# RECORDED INFORMATION

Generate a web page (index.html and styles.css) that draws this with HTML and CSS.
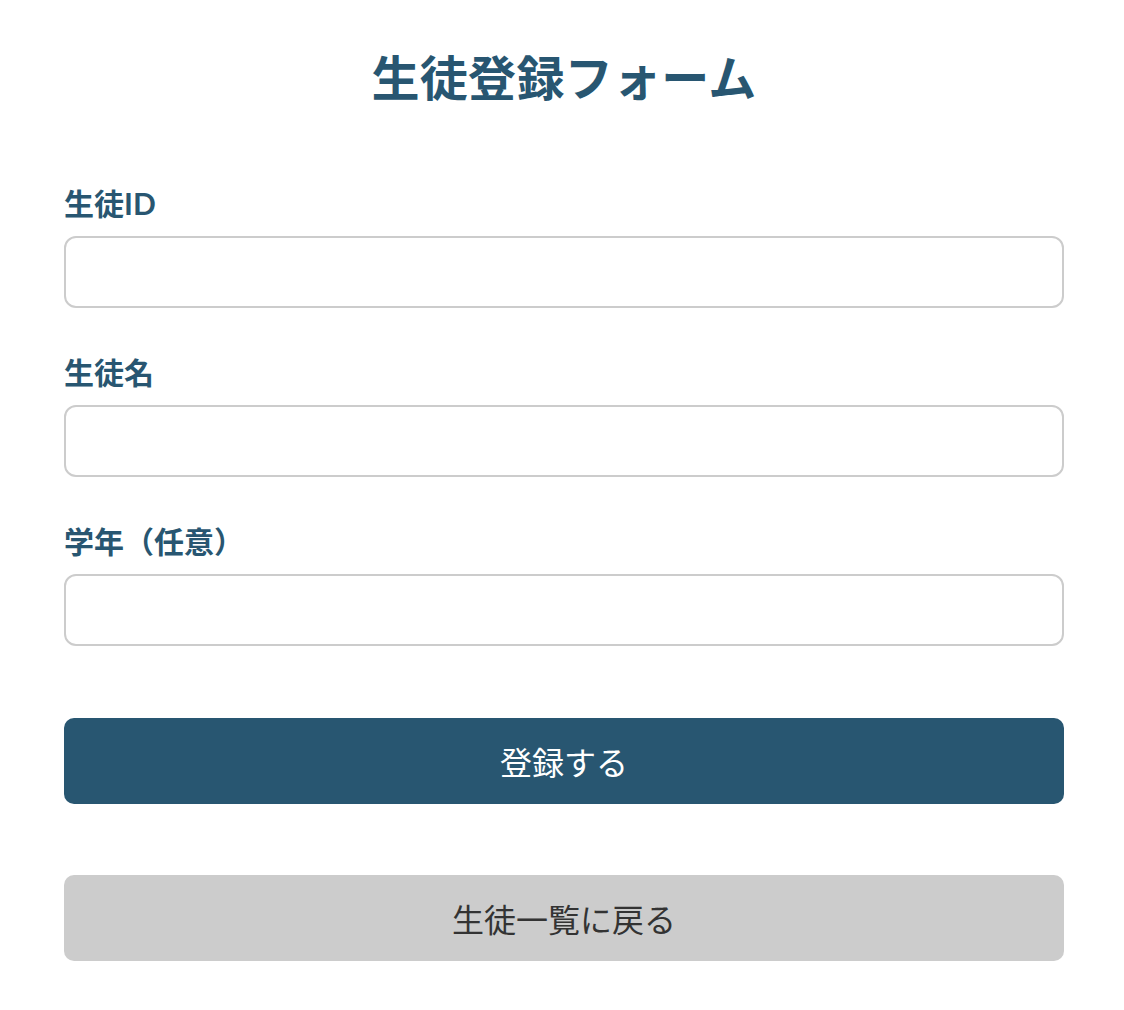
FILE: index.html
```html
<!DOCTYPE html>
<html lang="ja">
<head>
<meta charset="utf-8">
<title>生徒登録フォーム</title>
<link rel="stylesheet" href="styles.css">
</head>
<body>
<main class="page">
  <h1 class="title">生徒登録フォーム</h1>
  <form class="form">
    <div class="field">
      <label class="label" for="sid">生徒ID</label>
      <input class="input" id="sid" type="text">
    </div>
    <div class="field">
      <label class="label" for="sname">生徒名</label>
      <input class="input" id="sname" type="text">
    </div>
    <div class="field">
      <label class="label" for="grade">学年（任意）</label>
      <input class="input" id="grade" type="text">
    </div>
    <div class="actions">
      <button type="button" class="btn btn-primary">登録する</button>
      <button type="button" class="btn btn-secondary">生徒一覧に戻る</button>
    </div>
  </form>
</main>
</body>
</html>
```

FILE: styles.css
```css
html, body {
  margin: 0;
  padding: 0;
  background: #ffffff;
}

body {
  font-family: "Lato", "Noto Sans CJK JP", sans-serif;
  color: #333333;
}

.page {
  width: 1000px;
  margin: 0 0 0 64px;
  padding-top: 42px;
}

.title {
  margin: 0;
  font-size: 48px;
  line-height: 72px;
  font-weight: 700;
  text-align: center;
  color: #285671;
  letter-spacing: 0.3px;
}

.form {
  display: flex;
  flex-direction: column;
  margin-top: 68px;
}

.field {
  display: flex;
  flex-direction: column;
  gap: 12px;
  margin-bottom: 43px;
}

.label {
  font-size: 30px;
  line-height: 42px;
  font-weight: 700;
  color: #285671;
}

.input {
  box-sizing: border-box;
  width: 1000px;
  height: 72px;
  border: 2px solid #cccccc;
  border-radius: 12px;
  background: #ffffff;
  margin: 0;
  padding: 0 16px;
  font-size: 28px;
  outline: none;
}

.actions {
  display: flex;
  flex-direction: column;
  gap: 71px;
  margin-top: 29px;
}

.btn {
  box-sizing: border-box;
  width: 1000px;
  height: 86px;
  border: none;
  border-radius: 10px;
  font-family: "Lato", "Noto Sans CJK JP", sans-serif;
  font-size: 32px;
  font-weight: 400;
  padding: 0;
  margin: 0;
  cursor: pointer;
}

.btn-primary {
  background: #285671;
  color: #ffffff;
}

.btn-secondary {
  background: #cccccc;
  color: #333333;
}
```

# WHAT YOU SHOULD DO
Output an exact copy of the material, with the pictures removed.

# WRITTEN RESPONSE
Generate a web page (index.html and styles.css) that draws this with HTML and CSS.
FILE: index.html
```html
<!DOCTYPE html>
<html lang="ja">
<head>
<meta charset="utf-8">
<title>生徒登録フォーム</title>
<link rel="stylesheet" href="styles.css">
</head>
<body>
<main class="page">
  <h1 class="title">生徒登録フォーム</h1>
  <form class="form">
    <div class="field">
      <label class="label" for="sid">生徒ID</label>
      <input class="input" id="sid" type="text">
    </div>
    <div class="field">
      <label class="label" for="sname">生徒名</label>
      <input class="input" id="sname" type="text">
    </div>
    <div class="field">
      <label class="label" for="grade">学年（任意）</label>
      <input class="input" id="grade" type="text">
    </div>
    <div class="actions">
      <button type="button" class="btn btn-primary">登録する</button>
      <button type="button" class="btn btn-secondary">生徒一覧に戻る</button>
    </div>
  </form>
</main>
</body>
</html>
```

FILE: styles.css
```css
html, body {
  margin: 0;
  padding: 0;
  background: #ffffff;
}

body {
  font-family: "Lato", "Noto Sans CJK JP", sans-serif;
  color: #333333;
}

.page {
  width: 1000px;
  margin: 0 0 0 64px;
  padding-top: 42px;
}

.title {
  margin: 0;
  font-size: 48px;
  line-height: 72px;
  font-weight: 700;
  text-align: center;
  color: #285671;
  letter-spacing: 0.3px;
}

.form {
  display: flex;
  flex-direction: column;
  margin-top: 68px;
}

.field {
  display: flex;
  flex-direction: column;
  gap: 12px;
  margin-bottom: 43px;
}

.label {
  font-size: 30px;
  line-height: 42px;
  font-weight: 700;
  color: #285671;
}

.input {
  box-sizing: border-box;
  width: 1000px;
  height: 72px;
  border: 2px solid #cccccc;
  border-radius: 12px;
  background: #ffffff;
  margin: 0;
  padding: 0 16px;
  font-size: 28px;
  outline: none;
}

.actions {
  display: flex;
  flex-direction: column;
  gap: 71px;
  margin-top: 29px;
}

.btn {
  box-sizing: border-box;
  width: 1000px;
  height: 86px;
  border: none;
  border-radius: 10px;
  font-family: "Lato", "Noto Sans CJK JP", sans-serif;
  font-size: 32px;
  font-weight: 400;
  padding: 0;
  margin: 0;
  cursor: pointer;
}

.btn-primary {
  background: #285671;
  color: #ffffff;
}

.btn-secondary {
  background: #cccccc;
  color: #333333;
}
```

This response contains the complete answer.